GOOOOOAAAAAAALLLLLL!!! (etc)

The biggest problem with manager mode, though, comes back to the fact that the on-pitch action just doesn’t really cut it for long enough to keep you interested. It has enough depth to sustain a few games, or a cup tournament, or even – at a push – a single season, but to keep playing for years and years, as intended, to build up a team, is going to be a slog. Your players don’t seem to have any attributes that make them stand out – or, they do, but it isn’t apparent when you play – and instead the impression is that you’re in charge of a team of robots who can more or less be changed about at random as long as their basic overall rating is good enough. In PES, you get a sense of where your team is lacking, what kind of players you need, who has something to offer and who doesn’t, and that’s part of what keeps you going, playing games to earn points and sign new players.

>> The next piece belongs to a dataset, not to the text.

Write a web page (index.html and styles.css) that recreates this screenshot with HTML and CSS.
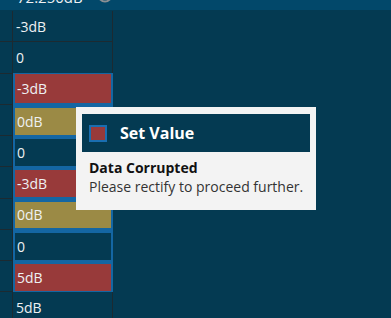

For me, FIFA 07 had outstayed its welcome towards the end of my first season in manager mode. It’s a competent enough game, but the absence of that basic compulsion to just play a few matches more is a fairly fundamental one. Once upon a time, I would play all of the major football releases, regardless of what was best, just to see what they were like and experience some variety. With FIFA 07 the novelty wore off fairly quickly. Perhaps the fact that I’m a PES die-hard means that I’m now unable to enjoy other titles in the way I once did, I don’t know, but there was a sense of going through the motions here that set in much earlier than I was expecting. So, for what it’s worth, from the class of 2006, PES 6, is still a game I play, and enjoy, on a regular basis; FIFA 07, on the other hand, I doubt I’ll play again. Don’t expect that series retrospective any time soon.